Another proposed anti-abuse rule in the package would severely restrict so-called asset sales transactions, in which the underlying loan obligations of tax-exempt bond issues are sold as tax-exempt obligations.
The proposed arbitrage rules cover certain hedging transactions such as interest rate swap transactions. The rules would allow issuers involved in swap transactions, in which the swap agreement closely matched the underlying bonds, to take into account the net payments on the swap in determining their bond yield for arbitrage purposes.
The rules would allow issuers to recover overpayments of arbitrage before the bonds matured, as long as the issuer could demonstrate that it deserved the refund. The existing rules say issuers cannot get refunds until after the bonds are paid.

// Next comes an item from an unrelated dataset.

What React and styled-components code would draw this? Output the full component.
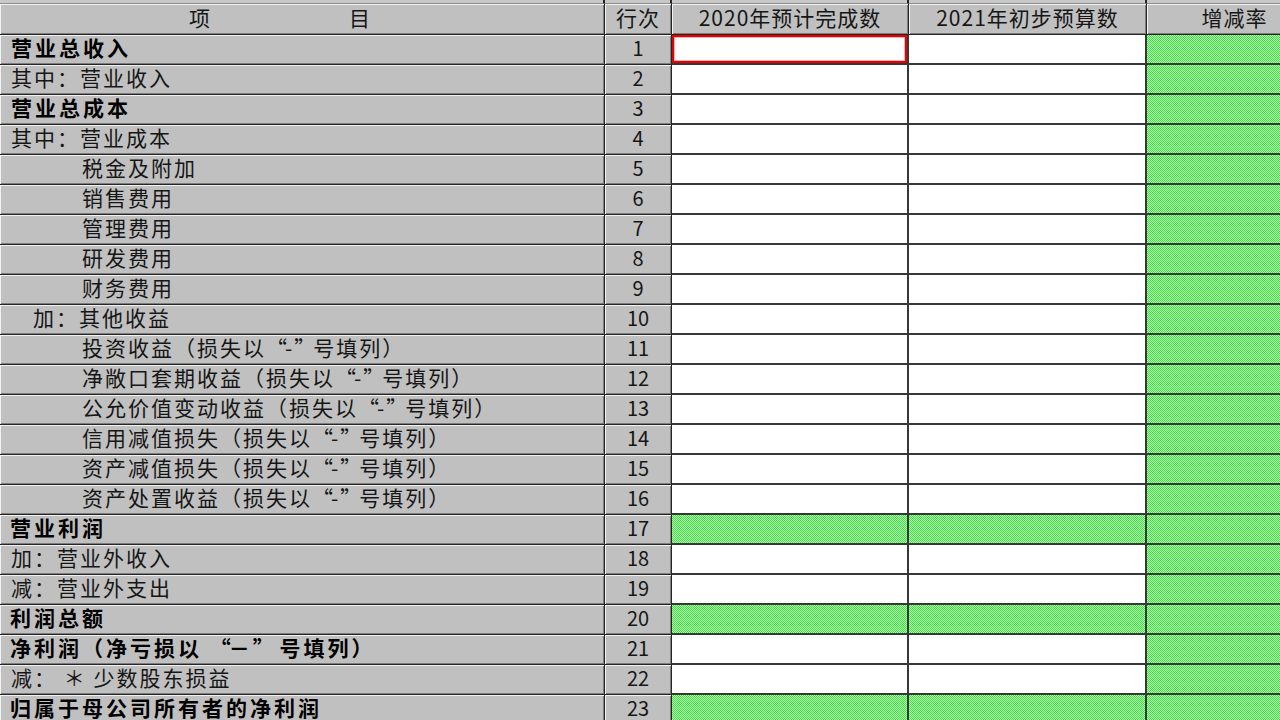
import React from 'react';
import styled, { createGlobalStyle, css } from 'styled-components';

const GlobalStyle = createGlobalStyle`
  html, body {
    margin: 0;
    padding: 0;
    overflow: hidden;
    background: #c0c0c0;
  }
  body {
    font-family: "Noto Sans CJK SC", "Noto Sans", sans-serif;
  }
`;

const GRAY = '#c0c0c0';
const LINE = '#262626';

const DITHER =
  "url(\"data:image/svg+xml,%3Csvg xmlns='http://www.w3.org/2000/svg' width='2' height='2' shape-rendering='crispEdges'%3E%3Crect width='2' height='2' fill='%23b4fab4'/%3E%3Crect width='1' height='1' fill='%2340e040'/%3E%3Crect x='1' y='1' width='1' height='1' fill='%2340e040'/%3E%3C/svg%3E\")";

const Sheet = styled.div`
  display: grid;
  grid-template-columns: 605px 67px 237px 238px 176px;
  grid-template-rows: 4px 31px;
  grid-auto-rows: 30px;
  width: 1323px;
`;

const greenFill = css`
  background-color: #78ec78;
  background-image: ${DITHER};
  background-size: 2px 2px;
  background-repeat: repeat;
  background-attachment: fixed;
  background-position: 0 0;
  image-rendering: pixelated;
`;

const StripCell = styled.div`
  box-sizing: border-box;
  background: #c8c8c8;
  border-right: 2px solid ${LINE};
  border-bottom: 1px solid #8e8e8e;
`;

const GrayCell = styled.div`
  box-sizing: border-box;
  display: flex;
  align-items: center;
  background: ${GRAY};
  border-right: 1px solid ${LINE};
  border-bottom: 1px solid ${LINE};
  box-shadow: inset 1px 1px 0 #f2f2f2, inset -1px -1px 0 #7c7c7c;
  font-size: 21px;
  line-height: 1;
  color: #161616;
  white-space: pre;
  padding-bottom: 4px;
`;

const HeaderCell = styled(GrayCell)`
  justify-content: center;
  letter-spacing: 1px;
  padding-bottom: 3px;
`;

const ItemHeader = styled(GrayCell)`
  padding-left: 189px;
  gap: 139px;
  padding-bottom: 3px;
`;

const LabelCell = styled(GrayCell)`
  padding-left: ${(p) => p.$indent}px;
  font-weight: ${(p) => (p.$bold ? 700 : 400)};
  letter-spacing: ${(p) => (p.$bold ? '3px' : '2px')};
  color: ${(p) => (p.$bold ? '#000' : '#161616')};
`;

const OpenQuote = styled.span`
  display: inline-block;
  width: 19px;
  text-align: right;
  letter-spacing: 0;
`;

const CloseQuote = styled.span`
  display: inline-block;
  width: 19px;
  text-align: left;
  letter-spacing: 0;
`;

const NumCell = styled(GrayCell)`
  justify-content: center;
  font-size: 20px;
`;

const InputCell = styled.div`
  box-sizing: border-box;
  background: #ffffff;
  border-right: 2px solid #383838;
  border-bottom: 2px solid #383838;
  ${(p) => p.$green && greenFill}
  ${(p) =>
    p.$selected &&
    css`
      box-shadow: inset 0 0 0 2px #e80000, inset 0 0 0 3px #ffb0b0;
    `}
`;

const rows = [
  { label: '营业总收入', bold: true, indent: 11 },
  { label: '其中：营业收入', indent: 11 },
  { label: '营业总成本', bold: true, indent: 11 },
  { label: '其中：营业成本', indent: 11 },
  { label: '税金及附加', indent: 82 },
  { label: '销售费用', indent: 82 },
  { label: '管理费用', indent: 82 },
  { label: '研发费用', indent: 82 },
  { label: '财务费用', indent: 82 },
  { label: '加：其他收益', indent: 33 },
  { label: '投资收益（损失以“-”号填列）', indent: 82 },
  { label: '净敞口套期收益（损失以“-”号填列）', indent: 82 },
  { label: '公允价值变动收益（损失以“-”号填列）', indent: 82 },
  { label: '信用减值损失（损失以“-”号填列）', indent: 82 },
  { label: '资产减值损失（损失以“-”号填列）', indent: 82 },
  { label: '资产处置收益（损失以“-”号填列）', indent: 82 },
  { label: '营业利润', bold: true, indent: 10, green: true },
  { label: '加：营业外收入', indent: 11 },
  { label: '减：营业外支出', indent: 11 },
  { label: '利润总额', bold: true, indent: 10, green: true },
  { label: '净利润（净亏损以 “－” 号填列）', bold: true, indent: 10 },
  { label: '减： ＊ 少数股东损益', indent: 11 },
  { label: '归属于母公司所有者的净利润', bold: true, indent: 10, green: true },
];

function renderLabel(text) {
  const parts = text.split(/([“”])/);
  return parts.map((part, i) => {
    if (part === '“') return <OpenQuote key={i}>“</OpenQuote>;
    if (part === '”') return <CloseQuote key={i}>”</CloseQuote>;
    return <React.Fragment key={i}>{part}</React.Fragment>;
  });
}

export default function App() {
  return (
    <>
      <GlobalStyle />
      <Sheet>
        <StripCell />
        <StripCell />
        <StripCell />
        <StripCell />
        <StripCell />

        <ItemHeader>
          <span>项</span>
          <span>目</span>
        </ItemHeader>
        <HeaderCell>行次</HeaderCell>
        <HeaderCell>2020年预计完成数</HeaderCell>
        <HeaderCell>2021年初步预算数</HeaderCell>
        <HeaderCell>增减率</HeaderCell>

        {rows.map((r, i) => (
          <React.Fragment key={i}>
            <LabelCell $bold={r.bold} $indent={r.indent}>
              {renderLabel(r.label)}
            </LabelCell>
            <NumCell>{i + 1}</NumCell>
            <InputCell $green={r.green} $selected={i === 0} />
            <InputCell $green={r.green} />
            <InputCell $green />
          </React.Fragment>
        ))}
      </Sheet>
    </>
  );
}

The rules propose a new definition of "issue" for arbitrage purposes, in the hope that it will lead to an overall definition of issue that can be used for all bond regulations, Cross said.
Under the new definition, two or more obligations would be treated as part of the same bond issue if they were: * Sold or issued at substantially the same time, meaning within 15 days. * Sold pursuant to the same plan of financing. * Payable from the same source of funds without regard to credit enhancement.
Taxable and tax-exempt issues generally would be treated as separate issues under the definition, Cross said.